AVC: You've done a fair number of performances outside of traditional comedy venues. Do you feel that they're fading in relevance?
TB: I don't think so, because they're still doing quite well, depending on the club. The problem with a lot of comedy clubs is not that they are a comedy club; it's just the cheesy way they're presenting themselves. I think that's why a lot of people have a problem with them. I work them, and I certainly know. But at the same time, there are clubs where people go, where the club has a bit of a draw itself. If you're a relatively unknown comedian, you can play at a comedy club, you might play to hundreds of people every night. Some of those people are going to like you, and then you get new fans. But if you try to make a concert event out of it, and try to play a rock club or something, where you might play to 10 people or no people, because it's just gonna be the people who know you who show up And the flipside of that is, that's also a great thing, to play to people who are your fans. Some people are too hard on the comedy clubs. I could talk about this all fucking day.
[DELETE AND REPLACE WITH: I do shows outside of traditional comedy venues? Really? Are you telling me the drainage basin of the Amazon river is not a traditional venue?]
AVC: So comedy clubs aren't going anywhere.
TB: It's a bit more expensive. That's the problem with some of these places. But the flipside of that is, if you do too many shows for free or $5, then people don't understand why you can't fly to Milwaukee and do a show for a $3 cover. That won't even pay for my flight.
[I used "flipside" in two consecutive answers. As a journalist, you should've caught this. REPLACE second "flipside" with "other motherfuckin' side."]
AVC: Do you tend to get a lot of offers like that?

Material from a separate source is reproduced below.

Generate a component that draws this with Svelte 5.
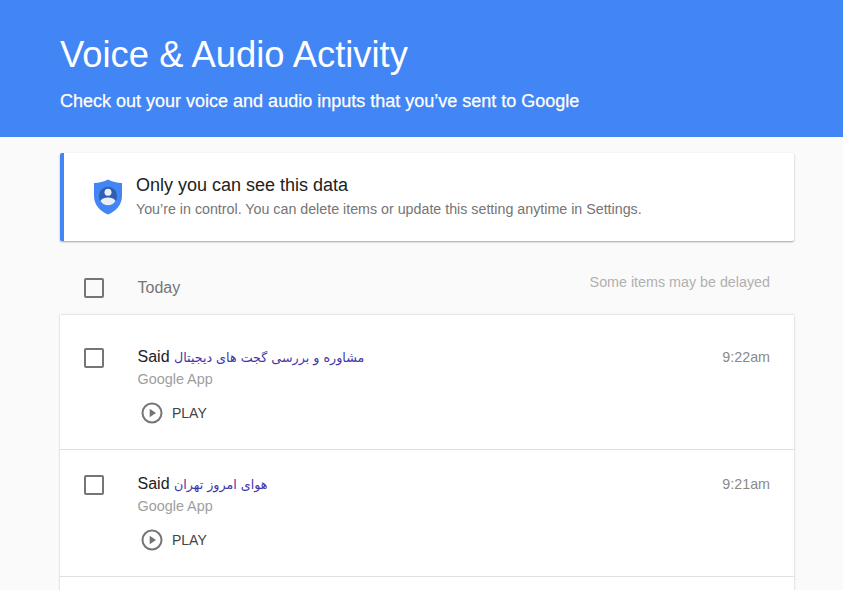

TB: It's weird. Some days you can make an insane amount of money, and other days, it's insane in the opposite direction. Sometimes I'll get an e-mail from [Affects voice of wimpy college student.] "Hey, can you perform at my school? I've got this little pub." I'd love to, but probably not. I feel like there's more to say about that subject. It depends on how the club is run. If it's run like, "Hey, bring your bachelor party here," then that's gonna suck. A lot of them just don't know. It's very artless, especially some of the chain comedy clubs. It's a business opportunity. It's a guy opening a Taco Bell or something, a franchise. He's not necessarily a passionate comedy fan. He's just a dude who can make money. Then, within a few months, he has to make decisions that are artistic, and he's really not qualified. Then you have situations where your opening act is just absolutely, inappropriately paired with you. You just kinda wanna go, "Have you ever seen me work at all? Do you have any idea what I do? Because if you did, you wouldn't put the guy who puts ass-wiping jokes in front of me." And not even good ass-wiping jokes.
[DELETE EVERYTHING EXCEPT second mention of "ass-wiping."]
AVC: You have a bit on the album about the odd requests that you get, like "It's my friend's birthday. Will you rag on him?" What else do you get?
TB: I had a woman call me at my hotel room once, who worked at the hotel, and said, "Hey, you're a comedian, I'm gonna come to your show tonight. Can you totally rag on my friend Dennis?" "Are you sure the hotel would be cool with you calling me? As a guest of your hotel?" Ugh.
[DELETE "ugh" because we both know I didn't say that.]
AVC: They always want you to rag on somebody.
TB: It happens just from time to time. I try to be polite about it. I mean, that's another problem with some of the comedy clubs, is that they encourage that. I mean, one of my biggest pet peeves in comedy is the MC going, "Hey, before we get the show started, is anyone celebrating something?" Why do we have to address this? You don't see fucking Bob Dylan go out there, "Hey, before I sing songs, it's really crucial that we break the boundary between audience and performer." It just sets that kind of tone. It's a pandering tone.
[DELETE AND REPLACE WITH: "Yes, Kyle. They do."]
AVC: You consider anything fair game for comedy, but what wouldn't you put in your act?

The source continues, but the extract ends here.